J’espère que ce focus « Art&Craft » va permettre aux non-initiés de les redécouvrir. J’ai tenu à y inclure des créateurs historiques pour que le public de la foire parisienne réalise que ces pratiques s’ancrent bien dans l’histoire de l’art et qu’il suffit de regarder pour constater leur lien avec les nouvelles générations et leur intérêt pour ces médiums. Et si le marché ne reflète pas pour l’instant cette tendance, ces créateurs sont aussi revalorisés aujourd’hui par le biais de la déco ou, plutôt, du design.
IDEAT : La question de savoir qui fait est-elle pertinente ?

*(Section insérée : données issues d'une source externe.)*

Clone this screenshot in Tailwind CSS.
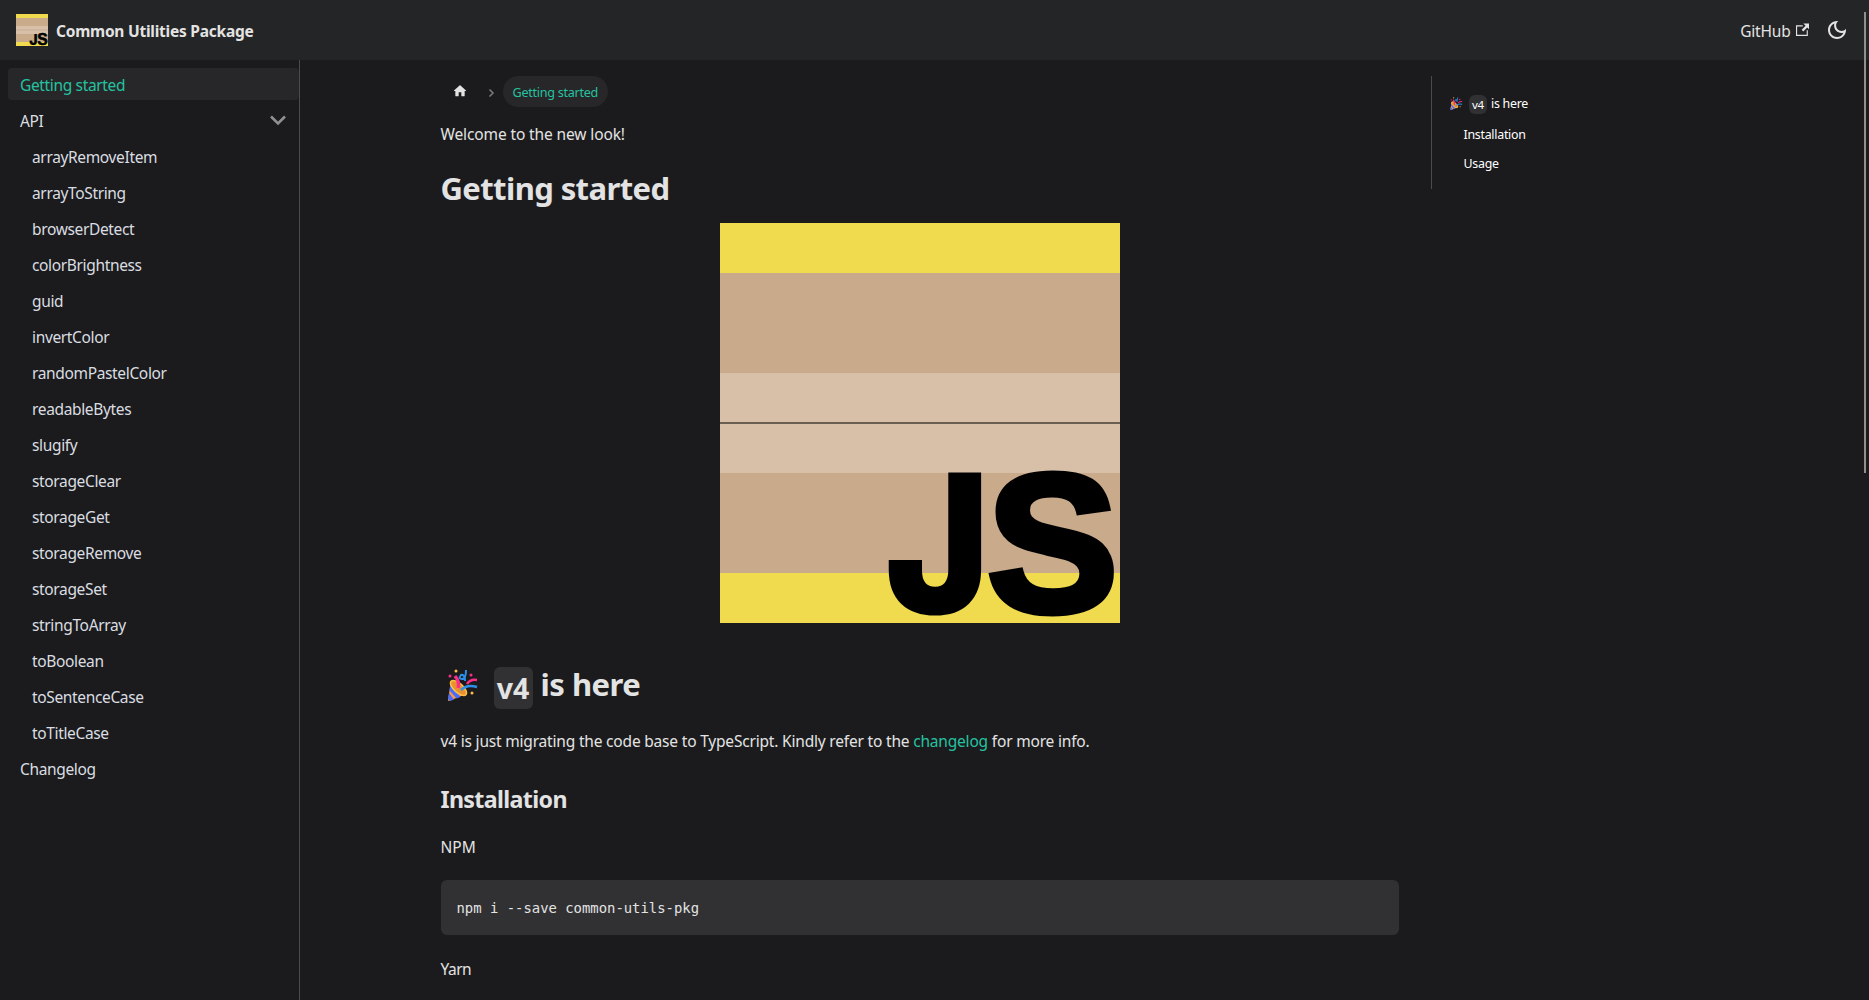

Nicolas Trembley : Pour moi, ce n’est pas un critère. La patte de l’artisan, la technicité, n’a pas de valeur suprême. Si un pot est mal tourné mais sublime, il m’intéresse autant que s’il était parfaitement réalisé. Cette frontière relève des politiques culturelles. En France, il y a eu les arts décoratifs et les beaux-arts.
D’un côté les architectes, les designers ; de l’autre, les peintres, les sculpteurs. Même si en 2024 ces divisions ont disparu, il faudra des décennies avant que le travail de jeunes céramistes soit visible en salle des ventes. Et puis, en France, la question du nom ou de la signature est primordiale.
J’ai voulu faire une donation de céramiques au MAD de Paris, qui a été refusée, car les objets n’étaient pas signés. Or, on peut trouver de la beauté partout. C’est ce que j’aime dans le mouvement Mingei, créé au Japon dans les années 1920 : il valorise aussi bien une cuillère formée par un artisan anonyme que par quelqu’un de connu.